The South Eastern Railway reached Dover via Folkestone in 1844 and the plans for the pier were altered to provide a station which could deliver passengers and goods directly to the gang-planks of the channel boats. Traffic increased with the arrival of the London, Chatham and Dover Railway line in 1861 which was connected with the Pier in 1864.

The first phase of the pier was completed in 1854, and the second in 1864, but the third phase was delayed by discussion as to how it should finish at the seaward end. It was finally decided that a fort with two powerful 80 ton guns should be placed there. It was not until 1880 that the first structure was complete and 1885 before the guns were first fired. It became known as the Admiralty Pier Gun Turret.

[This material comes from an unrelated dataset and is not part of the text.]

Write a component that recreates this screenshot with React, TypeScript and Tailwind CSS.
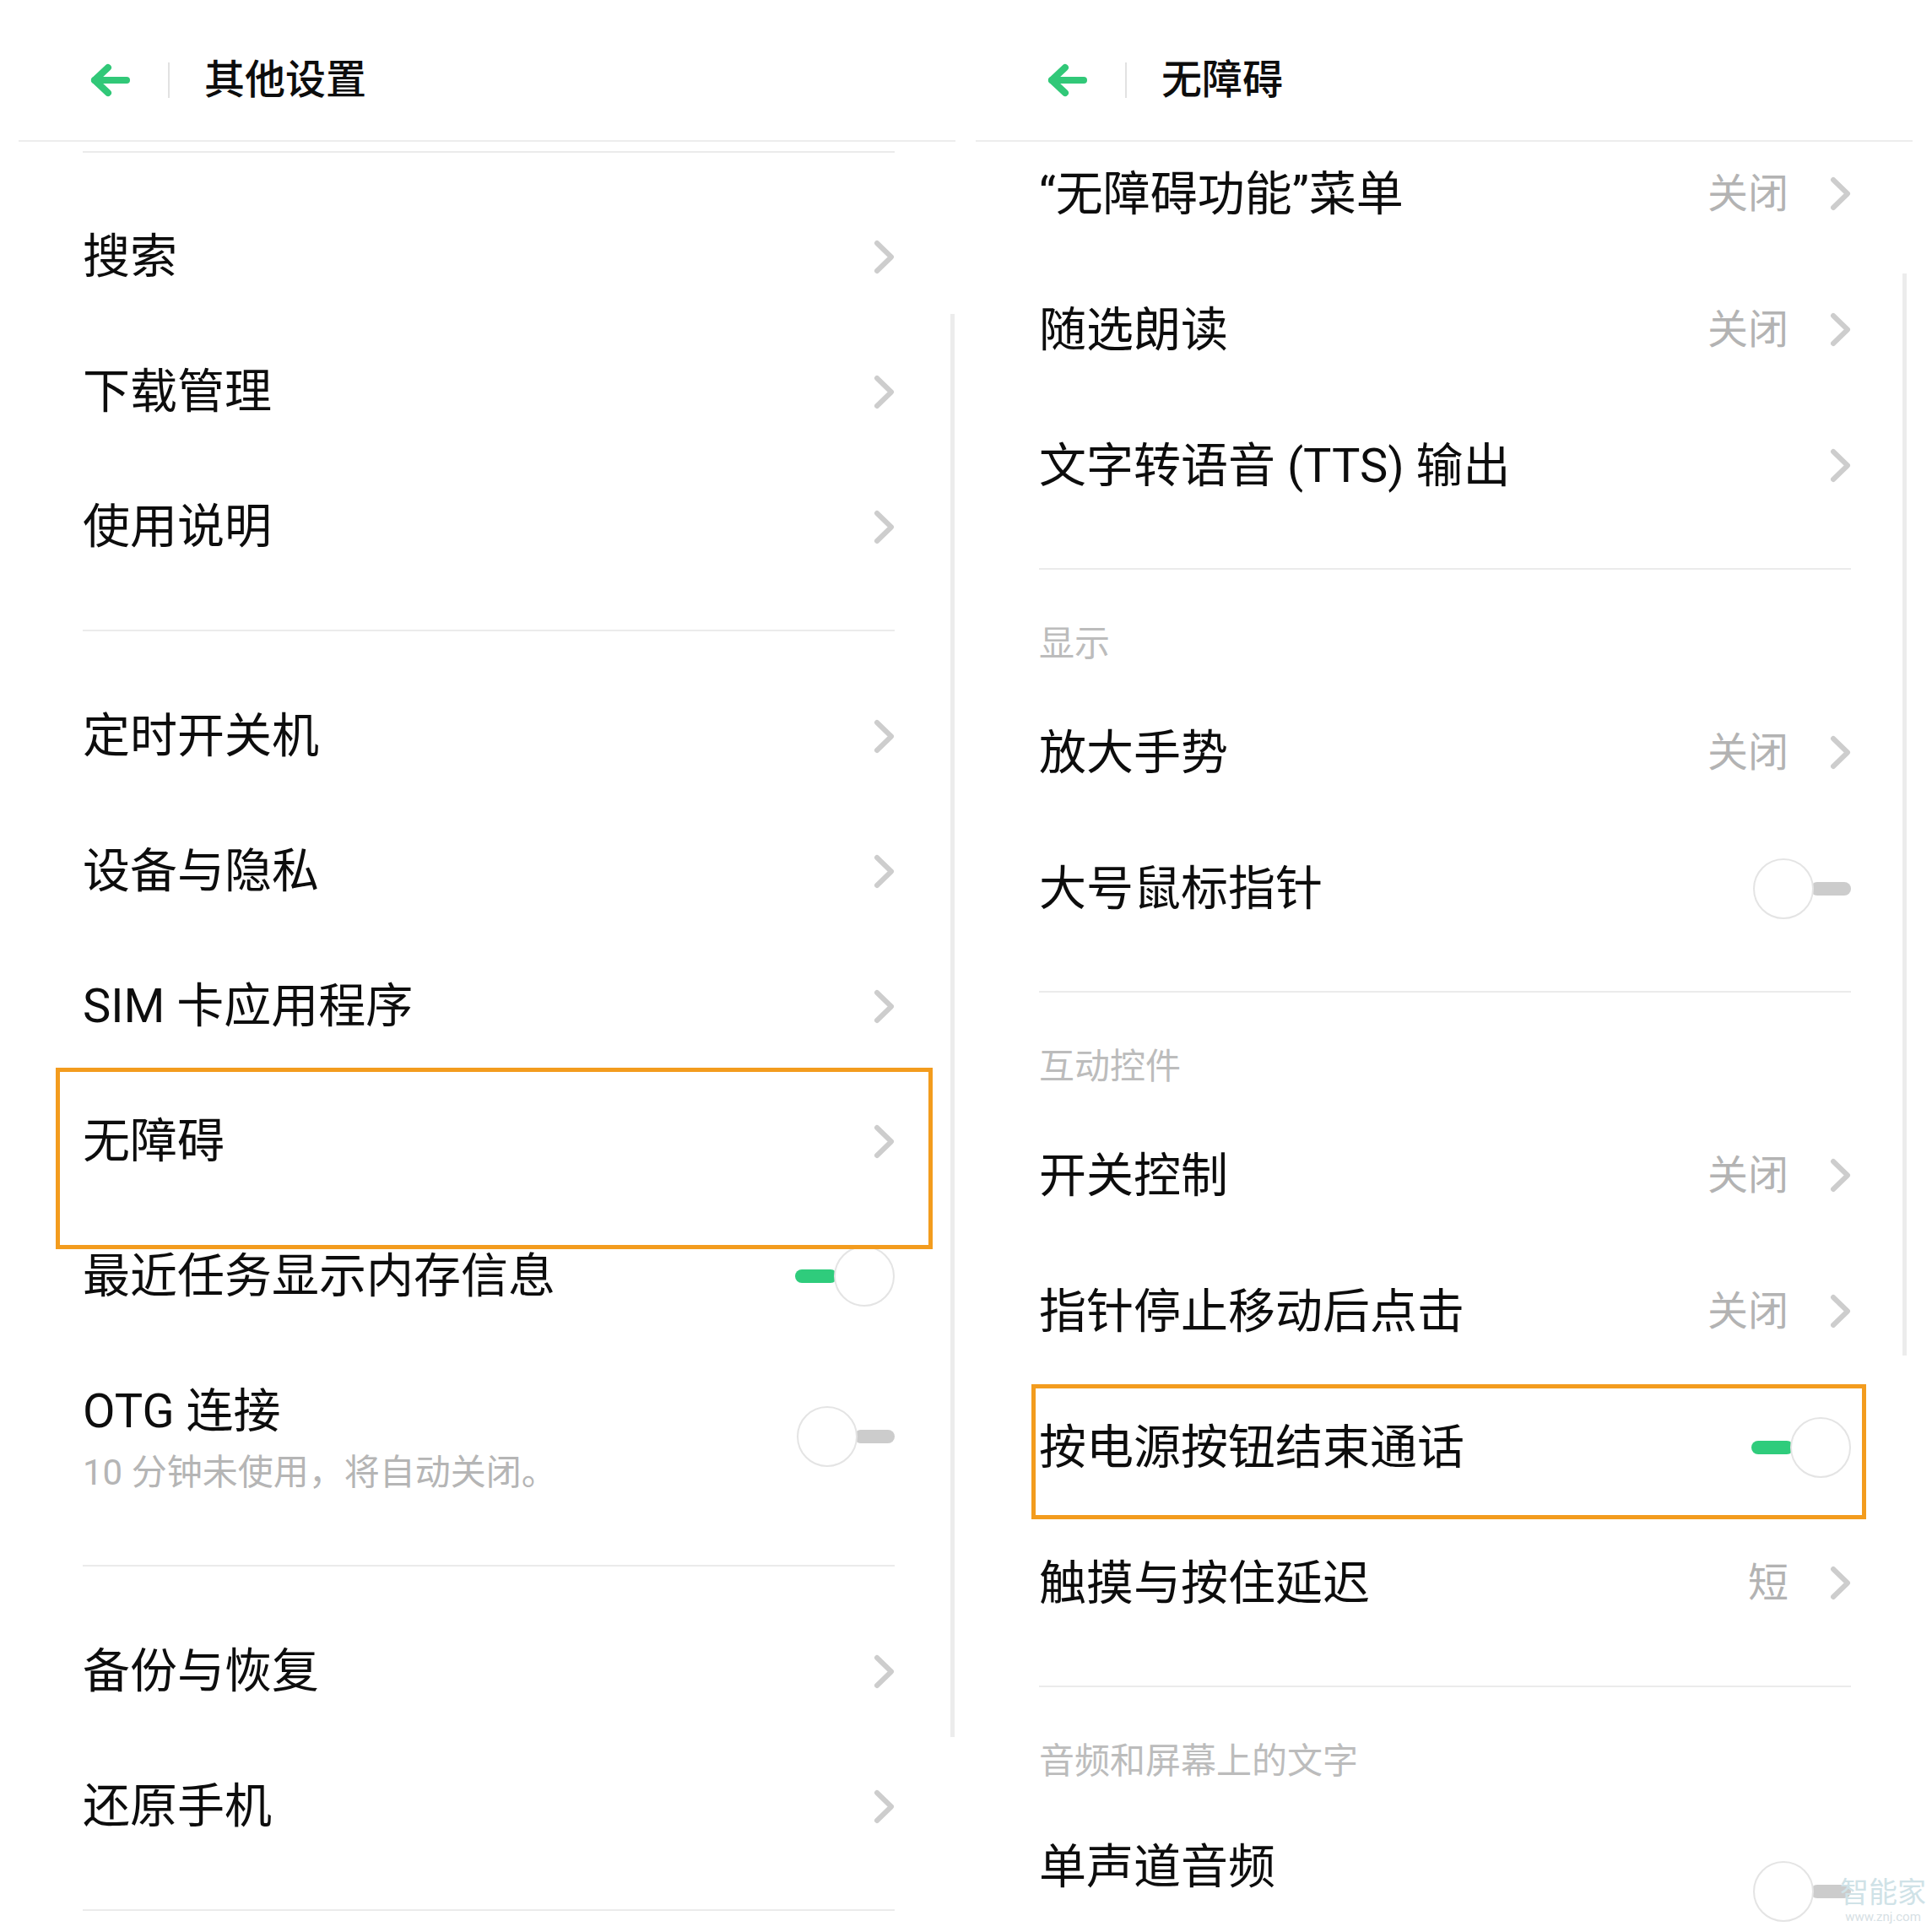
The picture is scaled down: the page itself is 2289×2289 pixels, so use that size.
import type { ReactNode } from "react";

type Trail = "chevron" | "on" | "off";

function BackArrow() {
  return (
    <svg width="48" height="40" viewBox="0 0 48 40" fill="none" stroke="#31c878" strokeWidth="8" strokeLinecap="round" strokeLinejoin="round">
      <path d="M44 20H6" />
      <path d="M22 5L6 20l16 15" />
    </svg>
  );
}

function Chevron() {
  return (
    <svg width="25" height="41" viewBox="0 0 25 41" fill="none" stroke="#cdcdcd" strokeWidth="6" strokeLinecap="round" strokeLinejoin="round">
      <path d="M4 4l17 16.5L4 37" />
    </svg>
  );
}

function Toggle({ on }: { on: boolean }) {
  if (on) {
    return (
      <div className="flex items-center">
        <div className="h-[16px] w-[50px] rounded-full bg-[#2fcc7c]" />
        <div className="relative -ml-[4px] h-[72px] w-[72px] rounded-full border-2 border-[#e4e4e4] bg-white" />
      </div>
    );
  }
  return (
    <div className="flex items-center">
      <div className="relative z-10 h-[72px] w-[72px] rounded-full border-2 border-[#e4e4e4] bg-white" />
      <div className="-ml-[4px] h-[16px] w-[48px] rounded-full bg-[#cccccc]" />
    </div>
  );
}

function TrailPart({ trail, value }: { trail: Trail; value?: string }) {
  if (trail === "chevron") {
    return (
      <div className="flex items-center">
        {value && <span className="mr-[49px] text-[48px] leading-none text-[#b3b3b3]">{value}</span>}
        <Chevron />
      </div>
    );
  }
  return <Toggle on={trail === "on"} />;
}

function Row({ label, value, trail = "chevron" }: { label: string; value?: string; trail?: Trail }) {
  return (
    <div className="flex h-[160px] items-center justify-between">
      <span className="text-[56px] leading-[64px] text-[#0d0d0d]">{label}</span>
      <TrailPart trail={trail} value={value} />
    </div>
  );
}

function RowR({ label, value, trail = "chevron" }: { label: string; value?: string; trail?: Trail }) {
  return (
    <div className="flex h-[161px] items-center justify-between">
      <span className="text-[56px] leading-[64px] text-[#0d0d0d]">{label}</span>
      <TrailPart trail={trail} value={value} />
    </div>
  );
}

function Divider() {
  return <div className="h-[2px] bg-[#ebebeb]" />;
}

function SectionTitle({ children }: { children: ReactNode }) {
  return (
    <div className="pb-[28px] pt-[68px] text-[42px] leading-[40px] text-[#bcbcbc]">{children}</div>
  );
}

function Header({ title }: { title: string }) {
  return (
    <div className="flex h-[168px] shrink-0 items-center border-b-2 border-[#ededed] pl-[84px] pt-[24px]">
      <BackArrow />
      <div className="ml-[45px] h-[42px] w-[2px] bg-[#e2e2e2]" />
      <h1 className="ml-[41px] text-[48px] font-medium leading-none text-[#0d0d0d]">{title}</h1>
    </div>
  );
}

function OtherSettings() {
  return (
    <section className="relative flex h-full w-[1110px] flex-col">
      <Header title="其他设置" />
      <div className="pl-[76px] pr-[72px] pt-[11px]">
        <Divider />
        <div className="pb-[42px] pt-[43px]">
          <Row label="搜索" />
          <Row label="下载管理" />
          <Row label="使用说明" />
        </div>
        <Divider />
        <div className="pb-[42px] pt-[44px]">
          <Row label="定时开关机" />
          <Row label="设备与隐私" />
          <Row label="SIM 卡应用程序" />
          <Row label="无障碍" />
          <Row label="最近任务显示内存信息" trail="on" />
          <div className="flex h-[220px] items-start justify-between">
            <div className="flex flex-col pt-[48px]">
              <span className="text-[56px] leading-[64px] text-[#0d0d0d]">OTG 连接</span>
              <span className="mt-[16px] text-[42px] leading-[50px] text-[#b5b5b5]">10 分钟未使用，将自动关闭。</span>
            </div>
            <div className="self-center">
              <Toggle on={false} />
            </div>
          </div>
        </div>
        <Divider />
        <div className="pb-[42px] pt-[44px]">
          <Row label="备份与恢复" />
          <Row label="还原手机" />
        </div>
        <Divider />
      </div>

      <div className="absolute left-[1104px] top-[372px] h-[1686px] w-[5px] bg-[#ececec]" />
      <div className="absolute left-[44px] top-[1265px] h-[215px] w-[1039px] border-[5px] border-[#f39c1e]" />
    </section>
  );
}

function Accessibility() {
  return (
    <section className="relative flex h-full w-[1110px] flex-col">
      <Header title="无障碍" />
      <div className="flex-1 overflow-hidden pl-[75px] pr-[73px]">
        <div className="-mt-[19px]">
          <div className="pb-[41px]">
            <RowR label="“无障碍功能”菜单" value="关闭" />
            <RowR label="随选朗读" value="关闭" />
            <RowR label="文字转语音 (TTS) 输出" />
          </div>
          <Divider />
          <SectionTitle>显示</SectionTitle>
          <div className="pb-[41px]">
            <RowR label="放大手势" value="关闭" />
            <RowR label="大号鼠标指针" trail="off" />
          </div>
          <Divider />
          <SectionTitle>互动控件</SectionTitle>
          <div className="pb-[41px]">
            <RowR label="开关控制" value="关闭" />
            <RowR label="指针停止移动后点击" value="关闭" />
            <RowR label="按电源按钮结束通话" trail="on" />
            <RowR label="触摸与按住延迟" value="短" />
          </div>
          <Divider />
          <SectionTitle>音频和屏幕上的文字</SectionTitle>
          <div className="flex h-[212px] items-start justify-between">
            <span className="pt-[45px] text-[56px] leading-[64px] text-[#0d0d0d]">单声道音频</span>
            <div className="self-center">
              <Toggle on={false} />
            </div>
          </div>
        </div>
      </div>

      <div className="absolute left-[1098px] top-[324px] h-[1282px] w-[5px] bg-[#ececec]" />
      <div className="absolute left-[66px] top-[1640px] h-[160px] w-[989px] border-[5px] border-[#f39c1e]" />
    </section>
  );
}

export default function App() {
  return (
    <div className="relative flex h-[2289px] w-[2289px] gap-[24px] overflow-hidden bg-white px-[22px] font-[Roboto,'Noto_Sans_CJK_SC',sans-serif]">
      <OtherSettings />
      <Accessibility />

      <div className="absolute left-[2180px] top-[2222px] flex flex-col items-center">
        <span className="text-[34px] leading-[40px] text-[#cfe2e7]">智能家</span>
        <span className="text-[15px] leading-[18px] text-[#d6e0e4]">www.znj.com</span>
      </div>
    </div>
  );
}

The Eastern arm of the Harbour of Refuge was never begun and to meet the demand of cross channel trade, plans were made to build a smaller commercial harbour. The Eastern arm of this, the Prince of Wales Pier, was not begun until 1893.

Second Phase
It was not until 1897 that the contract for Dover's Harbour of Refuge, first considered in 1836, was finally let. Work had already begun on Dover Harbour Board's commercial harbour scheme with the construction of the Prince of Wales Pier and the plans for this were therefore amended.

The plans for the harbour included a 2,000 feet extension of Admiralty Pier, an Eastern arm of 2,900 feet and a breakwater of 4,200 feet. This entirely enclosed the bay leaving an Admiralty harbour of 610 acres and a commercial harbour of 68 acres. The plans for the Admiralty Pier were amended in 1906 to allow the building of a station for the South Eastern and Chatham Railway.

Despite problems with currents caused by the initial building of the Prince of Wales Pier beyond the length of the incomplete Admiralty Pier, Dover flourished and in 1904 transatlantic liners began to use the port. This proved very short-lived with the Hamburg Amerika Line moving to Southampton in 1906 following a series of collisions in the Harbour mouth. The other liner companies following suit over the next two years.

The problems with the entrance were solved when the piers and breakwaters were finished, but this was too late to save the liner traffic. Only in 1996 have liners returned with the opening of the new cruise terminal.

The completed harbour was opened on 14th October 1909 by H. R. H. the Prince of Wales, the future King George V.